The murders shocked the local community, but incidents like this were by no means isolated. In December alone you had incidents in West Galway, in Kerry, Offaly and Westmeath where shots were fired into houses either to intimidate or to harm those who lived within. None ended as tragically as the shooting in Westmeath, but what these incidents highlight is how, notwithstanding all the land reforms of the previous 30 years and the decline in agrarian agitation, the land question had not been resolved to everybody satisfaction.
Christmas Post 1913
The run-up to Christmas witnessed a frenzy of consumerism and activity. Nowhere was this more evident than in the postal depots of Dublin. . It has been expected that the labour dispute in Dublin would have had an adverse effect on the Christmas trade, but the opposite has been the case.
Instead, there was a 40% increase in the number of parcels delivered in the city area alone. The volume of foreign mail was reported to be heaviest ever. On a single day, 20th December, the Olympic brought 212,000 letters and newspackets, with 1,949 registered letters. In addition, 290,000 letters, 9,000 newspackets and 3,245 registered letters were brought by the New York passenger liner. And this was not the sum of it. The Empress of Ireland also dispatched 130,000 letters 4,000 newspackets, of which 1,338 were registered packets.
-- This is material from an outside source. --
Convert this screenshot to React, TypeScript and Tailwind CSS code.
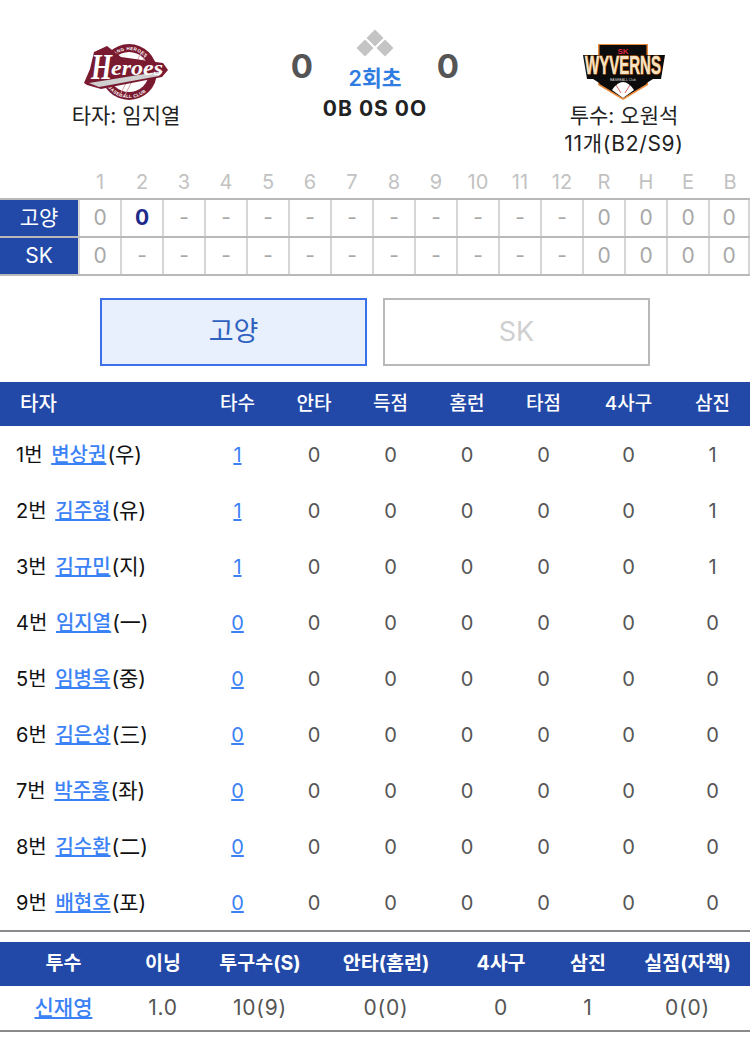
const font = { fontFamily: '"Inter", "Noto Sans CJK KR", sans-serif' };

const innings = ["1", "2", "3", "4", "5", "6", "7", "8", "9", "10", "11", "12", "R", "H", "E", "B"];
const home = ["0", "0", "-", "-", "-", "-", "-", "-", "-", "-", "-", "-", "0", "0", "0", "0"];
const away = ["0", "-", "-", "-", "-", "-", "-", "-", "-", "-", "-", "-", "0", "0", "0", "0"];

const batters = [
  { order: "1번", name: "변상권", pos: "(우)", ab: "1", so: "1" },
  { order: "2번", name: "김주형", pos: "(유)", ab: "1", so: "1" },
  { order: "3번", name: "김규민", pos: "(지)", ab: "1", so: "1" },
  { order: "4번", name: "임지열", pos: "(一)", ab: "0", so: "0" },
  { order: "5번", name: "임병욱", pos: "(중)", ab: "0", so: "0" },
  { order: "6번", name: "김은성", pos: "(三)", ab: "0", so: "0" },
  { order: "7번", name: "박주홍", pos: "(좌)", ab: "0", so: "0" },
  { order: "8번", name: "김수환", pos: "(二)", ab: "0", so: "0" },
  { order: "9번", name: "배현호", pos: "(포)", ab: "0", so: "0" },
];

const batCols = "grid grid-cols-[199px_77px_76px_77px_76px_77px_93px_75px]";
const pitchCols = "grid grid-cols-[127px_72px_122px_130px_100px_74px_125px]";

function HeroesLogo() {
  return (
    <svg width="86" height="58" viewBox="0 0 86 58">
      <defs>
        <path id="ringTop" d="M24 29 A22 22 0 0 1 68 29" />
        <path id="ringBottom" d="M20 29 A26 26 0 0 0 72 29" />
      </defs>
      <circle cx="46" cy="29" r="28" fill="#7a1a30" />
      <circle cx="46" cy="29" r="20" fill="#fff" />
      <path d="M58 10 L38 50 M62 13 L42 52" stroke="#d9a0a8" strokeWidth="1" />
      <text fontSize="4.500" fontWeight="700" fill="#fff" fontFamily="Liberation Sans, sans-serif" letterSpacing="0.4">
        <textPath href="#ringTop" startOffset="8">GOYANG HEROES</textPath>
      </text>
      <text fontSize="4.500" fontWeight="700" fill="#fff" fontFamily="Liberation Sans, sans-serif" letterSpacing="0.4">
        <textPath href="#ringBottom" startOffset="16">BASEBALL CLUB</textPath>
      </text>
      <path d="M1 40 L7 26 L11 9 L24 3 L38 14 L80 20 L85 27 L79 34 L18 46 L4 42 Z" fill="#7a1a30" />
      <path d="M6 40 L80 28 L76 33 L16 44 Z" fill="#cfcfcf" />
      <text x="8" y="36" fontSize="36" fontWeight="700" fontStyle="italic" fill="#fff" fontFamily="Liberation Serif, serif" textLength="21" lengthAdjust="spacingAndGlyphs">H</text>
      <text x="28" y="32" fontSize="22" fontWeight="700" fontStyle="italic" fill="#fff" fontFamily="Liberation Serif, serif" textLength="52" lengthAdjust="spacingAndGlyphs">eroes</text>
    </svg>
  );
}

function WyvernsLogo() {
  return (
    <svg width="82" height="58" viewBox="0 0 82 58">
      <path d="M15 1 L65 1 L65 42 L40 57 L15 42 Z" fill="#e98a3c" />
      <path d="M16.500 2 L63.500 2 L63.500 41 L40 55 L16.500 41 Z" fill="#0c0c0c" />
      <path d="M0 12 L82 12 L78 36 L70 36 L40 55 L10 36 L4 36 Z" fill="#0c0c0c" />
      <path d="M29 47 Q40 31 51 47 L40 55 Z" fill="#fff" />
      <path d="M33 42 L38 50 M47 42 L42 50" stroke="#d9606a" strokeWidth="1" />
      <text x="40" y="11" textAnchor="middle" fontSize="8" fontWeight="700" fill="#d8263c" fontFamily="Liberation Sans, sans-serif">SK</text>
      <g transform="translate(40 31) scale(0.6 1)">
        <text x="0" y="0" textAnchor="middle" fontSize="25" fontWeight="700" fill="#f6e3c4" stroke="#d9741f" strokeWidth="1.200" paintOrder="stroke" fontFamily="Liberation Sans, sans-serif">WYVERNS</text>
      </g>
      <text x="40" y="38" textAnchor="middle" fontSize="3.500" fill="#cfcfcf" fontFamily="Liberation Sans, sans-serif">BASEBALL Club</text>
    </svg>
  );
}

function ScoreRow({ team, cells, last }: { team: string; cells: string[]; last?: boolean }) {
  return (
    <div className={`flex border-t-2 border-[#b9b9b9] ${last ? "h-[40px] border-b-2" : "h-[38px]"}`}>
      <div className="flex w-[78px] shrink-0 items-center justify-center bg-[#2249a8] text-[21px] text-white">{team}</div>
      <div className="grid flex-1 grid-cols-16">
        {cells.map((c, i) => (
          <div
            key={i}
            className={`flex items-center justify-center border-l-2 border-[#d6d6d6] text-[21px] ${
              team === "고양" && i === 1 ? "font-bold text-[#1d2a8a]" : "text-[#a8a8a8]"
            } ${i === 15 ? "border-r-2" : ""}`}
          >
            {c}
          </div>
        ))}
      </div>
    </div>
  );
}

export default function App() {
  return (
    <div className="min-h-[1039px] w-[750px] bg-white" style={font}>
      {/* game header */}
      <div className="flex h-[166px] pt-[26px]">
        <div className="flex w-[252px] flex-col items-center pt-[17px]">
          <HeroesLogo />
          <div className="mt-[1px] text-[21px] leading-[28px] text-[#222]">타자: 임지열</div>
        </div>
        <div className="flex flex-1 justify-center">
          <div className="mt-[19px] w-[40px] text-center text-[33px] leading-[42px] font-bold text-[#555]">0</div>
          <div className="flex w-[106px] flex-col items-center">
            <div className="relative h-[32px] w-[40px]">
              <div className="absolute top-[6px] left-[14px] h-[12px] w-[12px] rotate-45 bg-[#c4c4c4]" />
              <div className="absolute top-[16px] left-[4px] h-[12px] w-[12px] rotate-45 bg-[#c4c4c4]" />
              <div className="absolute top-[16px] left-[24px] h-[12px] w-[12px] rotate-45 bg-[#c4c4c4]" />
            </div>
            <div className="mt-[7px] text-[21.5px] leading-[26px] font-semibold text-[#2f7de1]">2회초</div>
            <div className="mt-[5px] text-[21px] leading-[26px] font-bold tracking-[1px] whitespace-nowrap text-[#222]">0B 0S 0O</div>
          </div>
          <div className="mt-[19px] w-[40px] text-center text-[33px] leading-[42px] font-bold text-[#555]">0</div>
        </div>
        <div className="flex w-[252px] flex-col items-center pt-[17px]">
          <WyvernsLogo />
          <div className="mt-[1px] text-center text-[21px] leading-[28px] text-[#222]">
            투수: 오원석
            <br />
            <span className="tracking-[0.7px]">11개(B2/S9)</span>
          </div>
        </div>
      </div>

      {/* line score */}
      <div className="flex h-[32px] items-center">
        <div className="w-[78px]" />
        <div className="grid flex-1 grid-cols-16 text-center text-[20px] text-[#c2c2c2]">
          {innings.map((n) => (
            <div key={n} className="border-l-2 border-transparent">{n}</div>
          ))}
        </div>
      </div>
      <ScoreRow team="고양" cells={home} />
      <ScoreRow team="SK" cells={away} last />

      {/* team tabs */}
      <div className="mt-[22px] flex justify-center gap-[16px]">
        <div className="flex h-[68px] w-[267px] items-center justify-center border-2 border-[#3b70e8] bg-[#e8effd] text-[27px] text-[#2f62c0]">고양</div>
        <div className="flex h-[68px] w-[267px] items-center justify-center border-2 border-[#b9b9b9] text-[27px] text-[#cfcfcf]">SK</div>
      </div>

      {/* batters */}
      <div className={`${batCols} mt-[16px] h-[44px] items-center bg-[#2249a8] text-center text-[19px] font-medium text-white`}>
        <div className="pl-[20px] text-left text-[20px]">타자</div>
        {["타수", "안타", "득점", "홈런", "타점", "4사구", "삼진"].map((h) => (
          <div key={h}>{h}</div>
        ))}
      </div>
      {batters.map((b) => (
        <div key={b.order} className={`${batCols} h-[56px] items-center pt-[2px] text-center text-[20px] text-[#555]`}>
          <div className="pl-[16px] text-left whitespace-nowrap text-[#111]">
            {b.order} <a className="ml-[3px] font-medium text-[#3b82f6] underline">{b.name}</a>
            <span className="ml-[1px] text-[21px]">{b.pos}</span>
          </div>
          <a className="text-[#3b82f6] underline">{b.ab}</a>
          <div>0</div>
          <div>0</div>
          <div>0</div>
          <div>0</div>
          <div>0</div>
          <div>{b.so}</div>
        </div>
      ))}
      <div className="h-[2px] bg-[#8a8a8a]" />

      {/* pitchers */}
      <div className={`${pitchCols} mt-[10px] h-[44px] items-center bg-[#2249a8] text-center text-[19.5px] font-bold text-white`}>
        {["투수", "이닝", "투구수(S)", "안타(홈런)", "4사구", "삼진", "실점(자책)"].map((h) => (
          <div key={h}>{h}</div>
        ))}
      </div>
      <div className={`${pitchCols} h-[44px] items-center text-center text-[21px] tracking-[0.8px] text-[#555]`}>
        <a className="font-medium tracking-normal text-[#3b82f6] underline">신재영</a>
        <div>1.0</div>
        <div>10(9)</div>
        <div>0(0)</div>
        <div>0</div>
        <div>1</div>
        <div>0(0)</div>
      </div>
      <div className="h-[2px] bg-[#8a8a8a]" />
    </div>
  );
}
In coping with this influx, and in the absence facilities at the Customs House Docks - owing to the labour dispute and the congestion of goods at the port - the authorities were required to procure additional premises at Metropolitan Hall in Abbey Street, while they also temporarily extended their Amiens Street parcels department.
In dealing with this massive influx of mail, the Post Office has been credited for performing with admirable speed and efficiency. The amount of lost mail had never been smaller owing to better wrapping and a decline in the use of ‘tie on labels’. The Christmas season also provided much needed temporary employment in the city, with 1,000 extra hands taken on to cope with the rush.
All-Ireland football final and the Purchase of Croke Park
In mid-December 1913, Kerry defeated Wexford to win the All-Ireland football title before an attendance of about 20,000 spectators at what was already being called Croke Memorial Park.
The sports grounds on Jones’s Road had only recently been purchased by the GAA from Frank Dineen - a journalist, IRB man and former President and Secretary of the Association. It was bought with the proceeds of a hugely successful tournament ran over the summer months of 1913, the Croke Memorial Cup which had been run ostensibly to raise money to finance the building of a memorial to the deceased Archbishop of Cashel, Dr. Croke, one of the GAA’s first patrons.
The decision was hugely significant for the GAA and Irish sport – it provided them with a permanent headquarters in the capital; it solved a problem of sourcing adequate and enabled them to invest in its improvement.
Every All-Ireland hurling and football bar – 1937, 1947, 1984 – has been held at the venue.
Weather Christmas 1913
The country endured a particularly cold snap in the week between Christmas and the New Year – snowfall of between 2 and 4 inches was reported on the outskirts of Dublin and in the city the streets wore a coat of white frost.
In the Phoenix Park, the ponds froze over with the more adventurous of visitors taking to sliding and skating on their surface. For the most part, though, the cold weather drove people indoors in their search for recreation and the theatres, music halls and picture houses reported good business.
Outside of Dublin, in the Shannon Region, Salmon exporters took advantage of the cold weather by storing ice, negating the need to import the same from Norway, while also providing much needed local employment.